I love museums. Science museums, history museums, art museums; there’s nothing like looking at real stuff in person. Whether it’s an antique automobile, a big old beetle in a case, or the Ardabil carpet in the V&A, being able to walk around it, get close, and engage on my own time is one of my top-level pleasures. I’m sure I learned as much natural science in the American Museum of Natural History as a child as I did in school; whenever I’m traveling, I make a beeline for local museums.
The affection is not entirely requited in art museums, mainly because so many of them transparently disrespect me (and all the other visitors) by pointless, insouciant, arrogant stinginess with the information that makes the art accessible. This weekend I was at the Huntington, the Getty Villa, and LACMA in LA. The Huntington and the Getty do a pretty good job with long, informative labels that provide context, history, and some guidance about what to attend to in the works on display, but LACMA left me really steamed.

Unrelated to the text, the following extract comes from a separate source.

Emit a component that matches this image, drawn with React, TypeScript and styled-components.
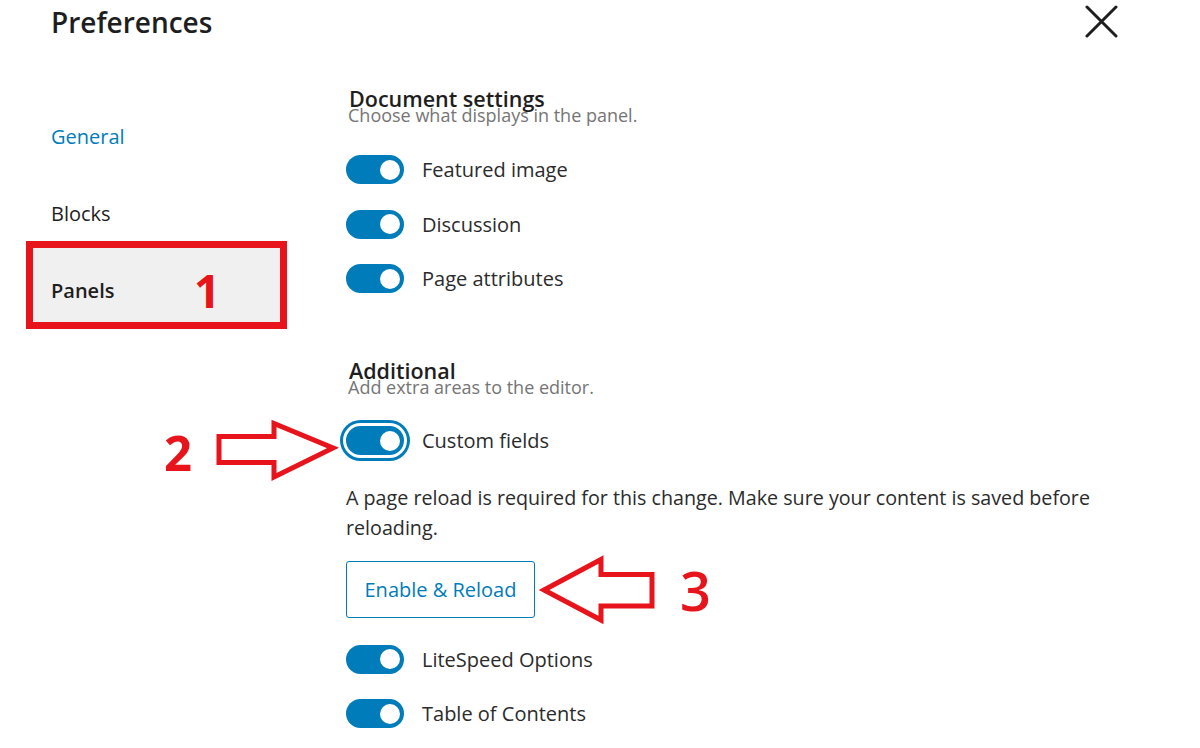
import styled, { createGlobalStyle } from "styled-components";

const GlobalStyle = createGlobalStyle`
  body {
    margin: 0;
    background: #ffffff;
    font-family: "Open Sans", "Noto Sans", sans-serif;
    color: #1e1e1e;
  }
`;

const BLUE = "#007cba";
const RED = "#e8141c";

const Page = styled.div`
  position: relative;
  width: 1200px;
  height: 748px;
  overflow: hidden;
  background: #ffffff;
`;

const Header = styled.header`
  height: 44px;
  display: flex;
  align-items: center;
  justify-content: space-between;
  padding: 0 82px 0 51px;
`;

const Title = styled.h1`
  margin: 0;
  font-size: 28px;
  line-height: 44px;
  font-weight: 600;
  color: #1e1e1e;
`;

const CloseButton = styled.button`
  width: 33px;
  height: 33px;
  padding: 0;
  border: 0;
  background: transparent;
  margin-top: -2px;
  display: flex;
  cursor: pointer;
`;

const Body = styled.div`
  display: flex;
`;

const Sidebar = styled.nav`
  width: 290px;
  flex-shrink: 0;
  padding: 54px 0 0 28px;
  box-sizing: border-box;
  display: flex;
  flex-direction: column;
`;

const Tab = styled.div<{ $active?: boolean; $selected?: boolean }>`
  width: 256px;
  height: 77px;
  box-sizing: border-box;
  padding-left: 23px;
  display: flex;
  align-items: center;
  font-size: 20px;
  font-weight: ${(p) => (p.$active ? 600 : 400)};
  color: ${(p) => (p.$selected ? BLUE : "#1e1e1e")};
  background: ${(p) => (p.$active ? "#f0f0f0" : "transparent")};
  ${(p) => (p.$active ? "margin-top: -5px; padding-top: 5px; height: 82px;" : "")}
`;

const Main = styled.main`
  flex: 1;
  padding: 45px 0 0 56px;
`;

const Section = styled.section<{ $gap?: number }>`
  margin-top: ${(p) => p.$gap ?? 0}px;
`;

const SectionTitle = styled.h2`
  margin: 0 0 0 3px;
  font-size: 21.5px;
  line-height: 20px;
  font-weight: 600;
  color: #1e1e1e;
`;

const SectionHint = styled.p`
  margin: -3px 0 0 2px;
  font-size: 18px;
  line-height: 18px;
  color: #757575;
`;

const ToggleList = styled.div<{ $top?: number }>`
  display: flex;
  flex-direction: column;
  gap: 25.5px;
  margin-top: ${(p) => p.$top ?? 31}px;
`;

const Row = styled.label`
  display: flex;
  align-items: center;
  gap: 18px;
  height: 29px;
  font-size: 20px;
  color: #2b2b2b;
`;

const Track = styled.span<{ $focused?: boolean }>`
  position: relative;
  width: 58px;
  height: 29px;
  border-radius: 15px;
  background: ${BLUE};
  flex-shrink: 0;
  box-shadow: ${(p) =>
    p.$focused ? `0 0 0 3px #ffffff, 0 0 0 6px ${BLUE}` : "none"};
`;

const Knob = styled.span`
  position: absolute;
  right: 4px;
  top: 4.5px;
  width: 20px;
  height: 20px;
  border-radius: 50%;
  background: #ffffff;
`;

const Notice = styled.p`
  margin: 28px 0 0 0;
  max-width: 760px;
  font-size: 19.7px;
  line-height: 30px;
  color: #2b2b2b;
`;

const OutlineButton = styled.button`
  margin-top: 18px;
  width: 189px;
  height: 57px;
  border: 1.5px solid ${BLUE};
  border-radius: 3px;
  background: #ffffff;
  color: ${BLUE};
  font-family: inherit;
  font-size: 20px;
  padding: 0;
  cursor: pointer;
`;

const AfterButton = styled.div`
  margin-top: 26.5px;
`;

/* red annotations drawn over the screenshot */
const Frame = styled.div`
  position: absolute;
  left: 26px;
  top: 241px;
  width: 261px;
  height: 88px;
  box-sizing: border-box;
  border: 7px solid ${RED};
  pointer-events: none;
`;

const Digit = styled.span<{ $x: number; $y: number; $size: number; $weight?: number }>`
  position: absolute;
  left: ${(p) => p.$x}px;
  top: ${(p) => p.$y}px;
  font-size: ${(p) => p.$size}px;
  line-height: 1;
  font-weight: ${(p) => p.$weight ?? 700};
  color: ${RED};
`;

const ArrowSvg = styled.svg<{ $x: number; $y: number }>`
  position: absolute;
  left: ${(p) => p.$x}px;
  top: ${(p) => p.$y}px;
  overflow: visible;
  pointer-events: none;
`;

function Toggle({ label, focused }: { label: string; focused?: boolean }) {
  return (
    <Row>
      <Track $focused={focused}>
        <Knob />
      </Track>
      {label}
    </Row>
  );
}

function Arrow({
  x,
  y,
  w,
  h,
  points,
}: {
  x: number;
  y: number;
  w: number;
  h: number;
  points: string;
}) {
  return (
    <ArrowSvg $x={x} $y={y} width={w} height={h} viewBox={`${x} ${y} ${w} ${h}`}>
      <polygon
        points={points}
        fill="none"
        stroke={RED}
        strokeWidth={5}
        strokeLinejoin="miter"
      />
    </ArrowSvg>
  );
}

export default function App() {
  return (
    <Page>
      <GlobalStyle />
      <Header>
        <Title>Preferences</Title>
        <CloseButton aria-label="Close">
          <svg width="33" height="33" viewBox="0 0 33 33">
            <path
              d="M2 2 L31 31 M31 2 L2 31"
              stroke="#1e1e1e"
              strokeWidth="3"
              strokeLinecap="round"
            />
          </svg>
        </CloseButton>
      </Header>
      <Body>
        <Sidebar>
          <Tab $selected>General</Tab>
          <Tab>Blocks</Tab>
          <Tab $active>Panels</Tab>
        </Sidebar>
        <Main>
          <Section>
            <SectionTitle>Document settings</SectionTitle>
            <SectionHint>Choose what displays in the panel.</SectionHint>
            <ToggleList>
              <Toggle label="Featured image" />
              <Toggle label="Discussion" />
              <Toggle label="Page attributes" />
            </ToggleList>
          </Section>
          <Section $gap={68}>
            <SectionTitle>Additional</SectionTitle>
            <SectionHint>Add extra areas to the editor.</SectionHint>
            <ToggleList $top={30}>
              <Toggle label="Custom fields" focused />
            </ToggleList>
            <Notice>
              A page reload is required for this change. Make sure your content
              is saved before reloading.
            </Notice>
            <OutlineButton>Enable &amp; Reload</OutlineButton>
            <AfterButton>
              <ToggleList $top={0}>
                <Toggle label="LiteSpeed Options" />
                <Toggle label="Table of Contents" />
              </ToggleList>
            </AfterButton>
          </Section>
        </Main>
      </Body>

      <Frame />
      <Digit $x={194} $y={267} $size={46}>
        1
      </Digit>
      <Digit $x={164} $y={428} $size={49}>
        2
      </Digit>
      <Digit $x={680} $y={563} $size={54} $weight={600}>
        3
      </Digit>
      <Arrow
        x={214}
        y={416}
        w={125}
        h={68}
        points="219,436.5 274,436.5 274,423.5 333,448 274,477 274,462.5 219,462.5"
      />
      <Arrow
        x={538}
        y={553}
        w={120}
        h={72}
        points="544,590 601,559.5 601,574.5 652,574.5 652,606 601,606 601,620"
      />
    </Page>
  );
}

A featured exhibition was several galleries full of contemporary political art by Iranians that reached back to the Shahnameh for analogies and references, a show with appropriate local interest (there are lots of Persians in LA, including refugees from before and after the shah’s overthrow) and in any case an interesting and fruitful concept. You should go and see it, but unfortunately you will miss a lot unless you’re already hip to recent (and ancient) Iranian history, and can read Farsi. The labels were tiny and short and one after another very political work full of incriptions, signs, and text in Farsi was untranslated. One faceplant in particular seemed to sum up art museums’ worst instincts to make not only the typical visitor, but almost any visitor, feel unqualified and inadequate.
The work, by Koushna Navabi, is a couple of dozen rings in different metallic finishes with the same portrait, a little over an inch each way:
This is the entire label we were offered:
Know whose portrait this is? Only because I’m old enough to almost remember the period, and spent some time in Iran after the coup that overthrew him, I recognized Mohammed Mosaddegh, about whom Wikipedia says “Many Iranians regard Mosaddegh as the leading champion of secular democracy and resistance to foreign domination in Iran’s modern history. Mosaddegh was removed from power in a coup on 19 August 1953, organised and carried out by the CIA at the request of MI6.” In the oppressive regime of the shah and his SAVAK secret police that followed, Iran’s oil remained in the hands of western oil companies and their US and British protectors. Of course by 1979 this arrangement went off the rails because the Iranians had had enough of it.
Any of that useful in engaging with this work? Or is the (I presume) affectionate but rather obscure pun in the title all you needed? I hung around and asked at least a half-dozen visitors if they knew whose portrait was on the rings; none had any idea. Here’s what the curator thought she was doing with this show; I’m sure her middle-east specialist colleagues were impressed, but an exhibition like this is a lot of work: I guess she just didn’t have a minute to actually think about the visitors who would walk in the door.